Goal of the exercise -> Write out the data below exactly as given, without any of its pictures.

>>>

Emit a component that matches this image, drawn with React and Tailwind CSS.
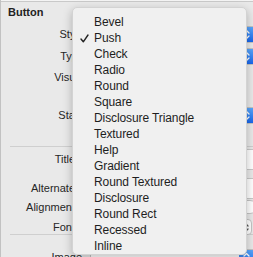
import React from 'react'

const styles = [
  'Bevel', 'Push', 'Check', 'Radio', 'Round', 'Square', 'Disclosure Triangle', 'Textured',
  'Help', 'Gradient', 'Round Textured', 'Disclosure', 'Round Rect', 'Recessed', 'Inline',
]

function Chevrons({ color = 'white' }) {
  return (
    <svg width="7" height="11" viewBox="0 0 7 11" fill="none" stroke={color} strokeWidth="1.3" strokeLinecap="round" strokeLinejoin="round">
      <path d="M1 4 L3.5 1.5 L6 4" />
      <path d="M1 7 L3.5 9.5 L6 7" />
    </svg>
  )
}

function Popup() {
  return (
    <div className="flex-1 ml-[8px] mr-[-4px] h-[17px] rounded-[4px] bg-white border border-[#c4c4c4] flex justify-end overflow-hidden">
      <div className="w-[17px] h-full bg-gradient-to-b from-[#5aa6fb] to-[#1766ec] flex items-center justify-center pr-[2px]">
        <Chevrons />
      </div>
    </div>
  )
}

function Field() {
  return <div className="flex-1 ml-[8px] mr-[-4px] h-[21px] bg-white border border-[#c8c8c8]" />
}

function Row({ label, labelW = 'w-[83px]', h, className = '', children }) {
  return (
    <div className={`flex items-center ${h} ${className}`}>
      <div className={`${labelW} shrink-0 text-right text-[11px] text-[#262626]`}>{label}</div>
      {children}
    </div>
  )
}

export default function App() {
  return (
    <div className="relative w-[253px] h-[257px] overflow-hidden bg-[#e9e9e9] border-l border-[#c2c2c2] font-['Liberation_Sans',Arial,sans-serif]">
      <div className="h-[1px] bg-[#f4f4f4]" />
      <div className="h-[1px] bg-[#c9c9c9]" />

      <div className="h-[21px] flex items-center pl-[7px] text-[11px] font-bold text-[#222]">Button</div>

      <Row label="Style" h="h-[23px]"><Popup /></Row>
      <Row label="Type" h="h-[21px]"><Popup /></Row>
      <Row label="Visual" h="h-[20px]" />
      <div className="h-[18px]" />
      <Row label="State" h="h-[20px]"><Popup /></Row>
      <div className="h-[21px]" />

      <div className="ml-[9px] h-px bg-[#cfcfcf]" />

      <Row label="Title" labelW="w-[74px]" h="h-[24px]"><Field /></Row>
      <Row label="Alternate" labelW="w-[74px]" h="h-[22px]" className="mt-[6px]"><Field /></Row>
      <Row label="Alignment" labelW="w-[74px]" h="h-[16px]">
        <div className="flex-1 ml-[8px] mr-[-4px] h-[14px] rounded-[7px] bg-white border border-[#c4c4c4]" />
      </Row>
      <Row label="Font" labelW="w-[74px]" h="h-[14px]" className="mt-[5px]">
        <div className="flex-1" />
        <div className="w-[14px] h-[16px] mr-[1px] rounded-[4px] bg-white border border-[#c4c4c4] flex items-center justify-center">
          <Chevrons color="#555" />
        </div>
      </Row>

      <div className="ml-[9px] h-px bg-[#cfcfcf]" />

      <Row label="Image" labelW="w-[81px]" h="h-[22px]" className="mt-[11px]"><Popup /></Row>

      <div className="absolute left-[71px] top-[7px] w-[175px] h-[248px] rounded-[5px] bg-[#f0f0f0] border border-[#d3d3d3] shadow-[0_3px_10px_rgba(0,0,0,0.25)] pt-[6px] pb-[1px]">
        {styles.map(s => (
          <div key={s} className="h-[16px] flex items-center text-[12px] text-[#1e1e1e] tracking-[-0.1px]">
            <div className="w-[21px] shrink-0 flex justify-end pr-[5px]">
              {s === 'Push' && (
                <svg width="9" height="9" viewBox="0 0 9 9" fill="none" stroke="#222" strokeWidth="1.4" strokeLinecap="round" strokeLinejoin="round">
                  <path d="M1 5 L3.3 7.8 L8 1" />
                </svg>
              )}
            </div>
            <span>{s}</span>
          </div>
        ))}
      </div>
    </div>
  )
}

<<<

Expected answer ->
Emit a component that matches this image, drawn with React and Tailwind CSS.
import React from 'react'

const styles = [
  'Bevel', 'Push', 'Check', 'Radio', 'Round', 'Square', 'Disclosure Triangle', 'Textured',
  'Help', 'Gradient', 'Round Textured', 'Disclosure', 'Round Rect', 'Recessed', 'Inline',
]

function Chevrons({ color = 'white' }) {
  return (
    <svg width="7" height="11" viewBox="0 0 7 11" fill="none" stroke={color} strokeWidth="1.3" strokeLinecap="round" strokeLinejoin="round">
      <path d="M1 4 L3.5 1.5 L6 4" />
      <path d="M1 7 L3.5 9.5 L6 7" />
    </svg>
  )
}

function Popup() {
  return (
    <div className="flex-1 ml-[8px] mr-[-4px] h-[17px] rounded-[4px] bg-white border border-[#c4c4c4] flex justify-end overflow-hidden">
      <div className="w-[17px] h-full bg-gradient-to-b from-[#5aa6fb] to-[#1766ec] flex items-center justify-center pr-[2px]">
        <Chevrons />
      </div>
    </div>
  )
}

function Field() {
  return <div className="flex-1 ml-[8px] mr-[-4px] h-[21px] bg-white border border-[#c8c8c8]" />
}

function Row({ label, labelW = 'w-[83px]', h, className = '', children }) {
  return (
    <div className={`flex items-center ${h} ${className}`}>
      <div className={`${labelW} shrink-0 text-right text-[11px] text-[#262626]`}>{label}</div>
      {children}
    </div>
  )
}

export default function App() {
  return (
    <div className="relative w-[253px] h-[257px] overflow-hidden bg-[#e9e9e9] border-l border-[#c2c2c2] font-['Liberation_Sans',Arial,sans-serif]">
      <div className="h-[1px] bg-[#f4f4f4]" />
      <div className="h-[1px] bg-[#c9c9c9]" />

      <div className="h-[21px] flex items-center pl-[7px] text-[11px] font-bold text-[#222]">Button</div>

      <Row label="Style" h="h-[23px]"><Popup /></Row>
      <Row label="Type" h="h-[21px]"><Popup /></Row>
      <Row label="Visual" h="h-[20px]" />
      <div className="h-[18px]" />
      <Row label="State" h="h-[20px]"><Popup /></Row>
      <div className="h-[21px]" />

      <div className="ml-[9px] h-px bg-[#cfcfcf]" />

      <Row label="Title" labelW="w-[74px]" h="h-[24px]"><Field /></Row>
      <Row label="Alternate" labelW="w-[74px]" h="h-[22px]" className="mt-[6px]"><Field /></Row>
      <Row label="Alignment" labelW="w-[74px]" h="h-[16px]">
        <div className="flex-1 ml-[8px] mr-[-4px] h-[14px] rounded-[7px] bg-white border border-[#c4c4c4]" />
      </Row>
      <Row label="Font" labelW="w-[74px]" h="h-[14px]" className="mt-[5px]">
        <div className="flex-1" />
        <div className="w-[14px] h-[16px] mr-[1px] rounded-[4px] bg-white border border-[#c4c4c4] flex items-center justify-center">
          <Chevrons color="#555" />
        </div>
      </Row>

      <div className="ml-[9px] h-px bg-[#cfcfcf]" />

      <Row label="Image" labelW="w-[81px]" h="h-[22px]" className="mt-[11px]"><Popup /></Row>

      <div className="absolute left-[71px] top-[7px] w-[175px] h-[248px] rounded-[5px] bg-[#f0f0f0] border border-[#d3d3d3] shadow-[0_3px_10px_rgba(0,0,0,0.25)] pt-[6px] pb-[1px]">
        {styles.map(s => (
          <div key={s} className="h-[16px] flex items-center text-[12px] text-[#1e1e1e] tracking-[-0.1px]">
            <div className="w-[21px] shrink-0 flex justify-end pr-[5px]">
              {s === 'Push' && (
                <svg width="9" height="9" viewBox="0 0 9 9" fill="none" stroke="#222" strokeWidth="1.4" strokeLinecap="round" strokeLinejoin="round">
                  <path d="M1 5 L3.3 7.8 L8 1" />
                </svg>
              )}
            </div>
            <span>{s}</span>
          </div>
        ))}
      </div>
    </div>
  )
}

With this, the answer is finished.